Former Rep. Chuck Douglas (R-N.H.) issued a statement on the complaint after an Associated Press story Thursday night reported push polling in the state aimed at Romney’s Mormon faith and other characteristics.

Douglas said the campaign is “seeking a full investigation to determine who was behind the push poll,” and he called on the other GOP campaigns to join the complaint.

“These tactics are repugnant and despicable and there is no place in New Hampshire politics for push polling or any other negative tactics that engage in personal attacks,” Douglas said in a statement. “It is especially shameful that those responsible would hide behind a push poll to impugn a candidate’s faith.”

Push polling is a tactic in which a caller contacts a voter under the guise of a normal polling call, but asks loaded questions designed to bring attention to what are usually considered to be a candidate’s negative attributes.

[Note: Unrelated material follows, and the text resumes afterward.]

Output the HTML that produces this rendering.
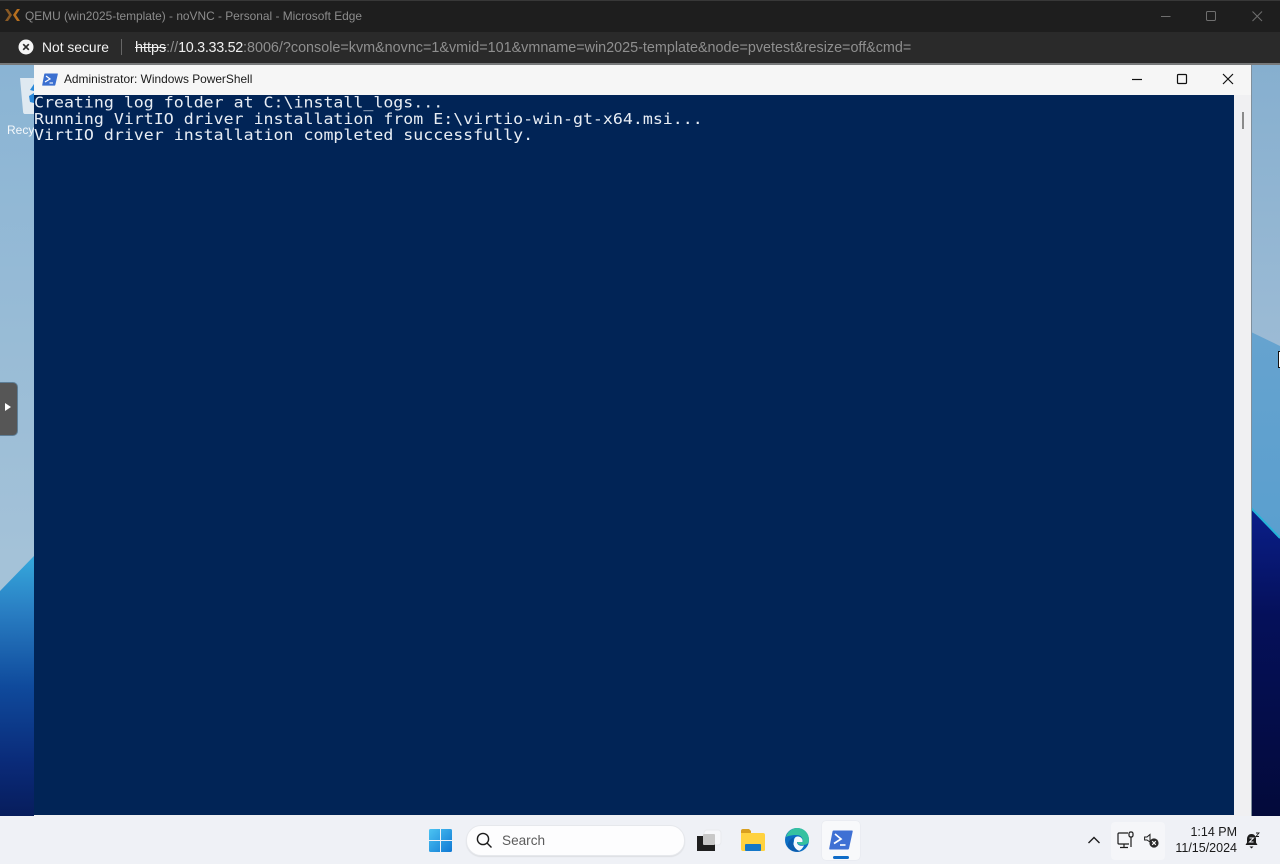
<!DOCTYPE html>
<html lang="en">
<head>
<meta charset="utf-8">
<title>QEMU (win2025-template) - noVNC - Personal - Microsoft Edge</title>
<style>
html,body{margin:0;padding:0;width:1280px;height:864px;overflow:hidden;background:#8fb5d2}
body{position:relative;font-family:"Liberation Sans",sans-serif}
.a{position:absolute;white-space:pre}
svg{position:absolute;display:block}
</style>
</head>
<body>

<!-- wallpaper -->
<svg style="left:0;top:64px" width="1280" height="752" viewBox="0 64 1280 752">
<defs>
<linearGradient id="wl" x1="0" y1="557" x2="0" y2="816" gradientUnits="userSpaceOnUse">
<stop offset="0" stop-color="#35a8dc"/><stop offset=".2" stop-color="#2a80c4"/><stop offset=".5" stop-color="#0f4a9c"/><stop offset=".8" stop-color="#0a2a78"/><stop offset="1" stop-color="#071d5c"/>
</linearGradient>
<linearGradient id="wt" x1="0" y1="64" x2="0" y2="560" gradientUnits="userSpaceOnUse">
<stop offset="0" stop-color="#8ab4d4"/><stop offset="1" stop-color="#a4c2d8"/>
</linearGradient>
<linearGradient id="wtr" x1="0" y1="64" x2="0" y2="350" gradientUnits="userSpaceOnUse">
<stop offset="0" stop-color="#86afcf"/><stop offset="1" stop-color="#9cbbd5"/>
</linearGradient>
<linearGradient id="wr" x1="0" y1="332" x2="0" y2="540" gradientUnits="userSpaceOnUse">
<stop offset="0" stop-color="#66a3cf"/><stop offset="1" stop-color="#5a9fcf"/>
</linearGradient>
<linearGradient id="wd" x1="0" y1="508" x2="0" y2="816" gradientUnits="userSpaceOnUse">
<stop offset="0" stop-color="#0a1f8a"/><stop offset=".35" stop-color="#05105a"/><stop offset="1" stop-color="#030a3a"/>
</linearGradient>
</defs>
<rect x="0" y="64" width="1280" height="752" fill="url(#wt)"/>
<path d="M0 591 L34 556 V816 H0 Z" fill="url(#wl)"/>
<rect x="1251" y="64" width="29" height="290" fill="url(#wtr)"/>
<path d="M1251 332 L1280 346 V540 L1251 508 Z" fill="url(#wr)"/>
<path d="M1251 508 L1280 538 V816 H1251 Z" fill="url(#wd)"/>
<path d="M1251 508 L1280 538" stroke="#25b4d8" stroke-width="2" fill="none"/>
</svg>

<!-- recycle bin peek -->
<svg style="left:18px;top:76px" width="16" height="40" viewBox="0 0 16 40">
<path d="M2 2 H16 V38 H7 Q5 38 5 35 Z" fill="#dfe9f1"/>
<path d="M16 8 L12 14 L16 15 Z M16 17 L11 20 L12 26 L16 27 Z" fill="#2b88d8"/>
</svg>
<div class="a" style="left:7px;top:123px;font-size:12px;line-height:14px;color:#f4f8fb;width:27px;overflow:hidden">Recycle</div>

<!-- Edge title bar -->
<div class="a" style="left:0;top:0;width:1280px;height:32px;background:#1e1e1e"></div>
<div class="a" style="left:0;top:0;width:1280px;height:1px;background:#383838"></div>
<svg style="left:4px;top:8px" width="17" height="14" viewBox="0 0 17 14">
<path d="M1 1 H4 L8 7 L4 13 H1 L5 7 Z" fill="#8a5a25"/>
<path d="M16 1 H13 L9 7 L13 13 H16 L12 7 Z" fill="#b8701f"/>
</svg>
<div class="a" style="left:25px;top:8px;font-size:11.9px;line-height:16px;color:#8c8c8c">QEMU (win2025-template) - noVNC - Personal - Microsoft Edge</div>
<svg style="left:1150px;top:6px" width="125" height="20" viewBox="0 0 125 20" fill="none" stroke="#6f6f6f" stroke-width="1">
<path d="M11 10.5 H20.5"/>
<rect x="56.5" y="5.5" width="9" height="9" rx="1.2"/>
<path d="M102.5 5.5 L112 15 M112 5.5 L102.5 15"/>
</svg>

<!-- Edge address bar -->
<div class="a" style="left:0;top:32px;width:1280px;height:32px;background:#2a2a2a"></div>
<div class="a" style="left:0;top:63px;width:1280px;height:2px;background:#77797a"></div>
<svg style="left:18px;top:39px" width="16" height="16" viewBox="0 0 16 16">
<circle cx="8" cy="8" r="7.5" fill="#f5f5f5"/>
<path d="M5.2 5.2 L10.8 10.8 M10.8 5.2 L5.2 10.8" stroke="#2a2a2a" stroke-width="1.7"/>
</svg>
<div class="a" style="left:42px;top:39px;font-size:13.85px;line-height:17px;color:#f2f2f2">Not secure</div>
<div class="a" style="left:121px;top:39px;width:1px;height:16px;background:#666"></div>
<div class="a" style="left:135px;top:40px;font-size:14.37px;line-height:16px;color:#8f8f8f"><span style="color:#efefef;text-decoration:line-through">https</span>://<span style="color:#efefef;letter-spacing:-.3px">10.3.33.52</span>:8006/?console=kvm&amp;novnc=1&amp;vmid=101&amp;vmname=win2025-template&amp;node=pvetest&amp;resize=off&amp;cmd=</div>

<!-- PowerShell window -->
<div class="a" style="left:34px;top:65px;width:1217px;height:751px;background:#f0f0f2"></div>
<div class="a" style="left:1251px;top:65px;width:1px;height:751px;background:#7f8f9c"></div>
<div class="a" style="left:34px;top:65px;width:1217px;height:30px;background:#f6f6f6"></div>
<svg style="left:42px;top:73px" width="16" height="13" viewBox="0 0 16 13">
<path d="M3 0.5 H15.5 Q16 0.5 15.8 1.2 L13.3 12 Q13.1 12.6 12.5 12.6 H0.7 Q0 12.6 0.2 12 L2.3 1 Q2.4 0.5 3 0.5 Z" fill="#3b6fd0"/>
<path d="M4 3 L8 6 L3 9" stroke="#fff" stroke-width="1.2" fill="none"/>
<path d="M7.5 10 H11" stroke="#fff" stroke-width="1.1"/>
</svg>
<div class="a" style="left:64px;top:72px;font-size:11.9px;line-height:15px;color:#1a1a1a">Administrator: Windows PowerShell</div>
<svg style="left:1125px;top:70px" width="115" height="18" viewBox="0 0 115 18" fill="none" stroke="#111" stroke-width="1.2">
<path d="M7 9.5 H17"/>
<rect x="52.5" y="4.5" width="9" height="9" rx="1"/>
<path d="M98 4 L108 14 M108 4 L98 14"/>
</svg>
<div class="a" style="left:34px;top:95px;width:1200px;height:720px;background:#012456"></div>
<div class="a" style="left:34px;top:95px;font-family:'DejaVu Sans Mono','Liberation Mono',monospace;font-size:16.58px;line-height:17.78px;color:#e8edf4;transform:scaleY(.9);transform-origin:0 0">Creating log folder at C:\install_logs...
Running VirtIO driver installation from E:\virtio-win-gt-x64.msi...
VirtIO driver installation completed successfully.</div>
<div class="a" style="left:1242px;top:112px;width:2px;height:17px;background:#8a8a8a"></div>

<!-- noVNC control handle -->
<div class="a" style="left:0;top:382px;width:17px;height:52px;background:#565656;border-radius:0 5px 5px 0;border:1px solid #5e7e96;border-left:0"></div>
<svg style="left:5px;top:403px" width="6" height="8" viewBox="0 0 6 8"><path d="M0 0 L6 4 L0 8 Z" fill="#fff"/></svg>

<!-- mouse cursor -->
<div class="a" style="left:1278px;top:351px;width:2px;height:15px;border:1px solid #111;border-right:0;background:#fff"></div>

<!-- taskbar -->
<div class="a" style="left:0;top:816px;width:1280px;height:48px;background:#eff1f6"></div>

<svg style="left:429px;top:829px" width="23" height="23" viewBox="0 0 23 23">
<defs><linearGradient id="wn" x1="0" y1="0" x2="1" y2="1"><stop offset="0" stop-color="#4cc4f2"/><stop offset="1" stop-color="#0f78d4"/></linearGradient></defs>
<path d="M0 1.5 Q0 0 1.5 0 H11 V11 H0 Z M12 0 H21.5 Q23 0 23 1.5 V11 H12 Z M0 12 H11 V23 H1.5 Q0 23 0 21.5 Z M12 12 H23 V21.5 Q23 23 21.5 23 H12 Z" fill="url(#wn)"/>
</svg>

<div class="a" style="left:466px;top:825px;width:217px;height:29px;border-radius:15px;background:#fdfdfe;border:1px solid #e6e8ec;box-shadow:0 1px 1px #dcdee2"></div>
<svg style="left:476px;top:832px" width="17" height="17" viewBox="0 0 17 17" fill="none" stroke="#1c1c1c" stroke-width="1.4">
<circle cx="7" cy="7" r="5.6"/><path d="M11 11 L15.5 15.5"/>
</svg>
<div class="a" style="left:502px;top:832px;font-size:13.6px;line-height:17px;color:#5c5c5c">Search</div>

<svg style="left:697px;top:829px" width="26" height="23" viewBox="0 0 26 23">
<rect x="7" y="1" width="17" height="15" rx="3" fill="#f6f7fa" stroke="#e8eaee"/>
<rect x="0" y="7" width="18" height="15" fill="#1f1f1f"/>
<rect x="6" y="5" width="12" height="11" rx="1" fill="#c8c8c8"/>
</svg>

<svg style="left:741px;top:829px" width="24" height="22" viewBox="0 0 24 22">
<path d="M0 2 Q0 0 2 0 H8 L10 2 V6 H0 Z" fill="#d9a020"/>
<path d="M0 4 H22 Q24 4 24 6 V21 Q24 22 22 22 H2 Q0 22 0 20 Z" fill="#ffd23f"/>
<rect x="4" y="15" width="16" height="7" rx="1" fill="#1577c8"/>
</svg>

<svg style="left:785px;top:828px" width="24" height="24" viewBox="0 0 24 24">
<circle cx="12" cy="12" r="12" fill="#0c6fc4"/>
<path d="M1 9 C3 2 9 0 12 0 C19 0 24 5 24 12 C24 16 21 17 17 17 C14 17 12 15.5 12.5 14 H18 C18 10 16 7 11.5 7 C7 7 3 8 1 9 Z" fill="#35c1a0"/>
<path d="M9 13 C9 8 13 8 15 9 C17 10 18 12 17.5 14 H12 C12 17 15 18.5 19 17.5 C17 22 13 24 11 23.5 C8 22 8 17 9 13 Z" fill="#fff" opacity=".96"/>
<path d="M8 13 C8 18 11 23 16 23 C11 25 5 23 2.5 18 C3 13 6 10 10 9 C9 10 8 11 8 13 Z" fill="#0b5cae"/>
</svg>

<div class="a" style="left:822px;top:821px;width:38px;height:39px;border-radius:4px;background:#f8f9fb;box-shadow:0 0 1px #d4d8de"></div>
<svg style="left:829px;top:830px" width="24" height="20" viewBox="0 0 24 20">
<path d="M4.5 0.5 H23 Q24 0.5 23.7 1.5 L20 18.5 Q19.8 19.5 18.8 19.5 H1 Q0 19.5 0.2 18.5 L3.5 1.5 Q3.7 0.5 4.5 0.5 Z" fill="#3f70d4"/>
<path d="M6 4 L12 9 L5 13.5" stroke="#fff" stroke-width="1.7" fill="none"/>
<path d="M11 15 H16.5" stroke="#fff" stroke-width="1.6"/>
</svg>
<div class="a" style="left:833px;top:856px;width:16px;height:3px;border-radius:2px;background:#0f6cc8"></div>

<svg style="left:1087px;top:835px" width="14" height="10" viewBox="0 0 14 10" fill="none" stroke="#1c1c1c" stroke-width="1.4"><path d="M1.5 8 L7 2.5 L12.5 8"/></svg>

<div class="a" style="left:1111px;top:822px;width:54px;height:38px;border-radius:4px;background:#f5f6f9"></div>
<svg style="left:1117px;top:831px" width="18" height="18" viewBox="0 0 18 18" fill="none" stroke="#1c1c1c" stroke-width="1.2">
<path d="M11 2 H2 Q1 2 1 3 V12 Q1 13 2 13 H12"/>
<path d="M7 13 V16.5 M3 16.5 H11"/>
<rect x="12" y="1" width="4" height="5" rx="1.6"/>
<path d="M14 6 V16"/>
</svg>
<svg style="left:1144px;top:833px" width="15" height="15" viewBox="0 0 15 15">
<path d="M0.6 4 H3 L6 1.5 V9 L3 7 H0.6 Z" fill="none" stroke="#1c1c1c" stroke-width="1"/>
<circle cx="10" cy="10" r="4.6" fill="#2a2a2a"/>
<path d="M8.2 8.2 L11.8 11.8 M11.8 8.2 L8.2 11.8" stroke="#fff" stroke-width="1.1"/>
</svg>

<div class="a" style="left:1160px;top:825px;width:77px;text-align:right;font-size:12.5px;line-height:15px;color:#1a1a1a">1:14 PM</div>
<div class="a" style="left:1160px;top:841px;width:77px;text-align:right;font-size:12.5px;line-height:15px;color:#1a1a1a">11/15/2024</div>

<svg style="left:1245px;top:832px" width="15" height="17" viewBox="0 0 15 17">
<path d="M6.5 2 C3.5 2 2 4.5 2 7 V10.5 L0.5 13 H12.5 L11 10.5 V7 C11 4.5 9.5 2 6.5 2 Z" fill="#1c1c1c"/>
<path d="M4.5 14.5 H8.5 L6.5 16.5 Z" fill="#1c1c1c"/>
<path d="M4.5 6 H8.5 L4.5 10 H8.5" stroke="#eff1f6" stroke-width="1" fill="none"/>
<path d="M11 1 H14 L11 4.5 H14" stroke="#1c1c1c" stroke-width=".9" fill="none"/>
</svg>

</body>
</html>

McCain, who called the calls “cowardly acts,” was himself the target of extensive push polling during the 2000 primary in South Carolina. McCain mentioned that race in his statement.

“I was a target of these same tactics in South Carolina in 2000 and believe the American people deserve better from those who seek the high office of the presidency,” McCain said.

The AP reported that former New York City Mayor Rudy Giuliani’s (R) campaign also denied any involvement in the calls, which reportedly also took place in Iowa.

Matt Rhoades, a spokesman for Romney, told the AP: “Whatever campaign is engaging in this type of awful religious bigotry as a line of political attack, it is repulsive and, to put it bluntly, un-American.”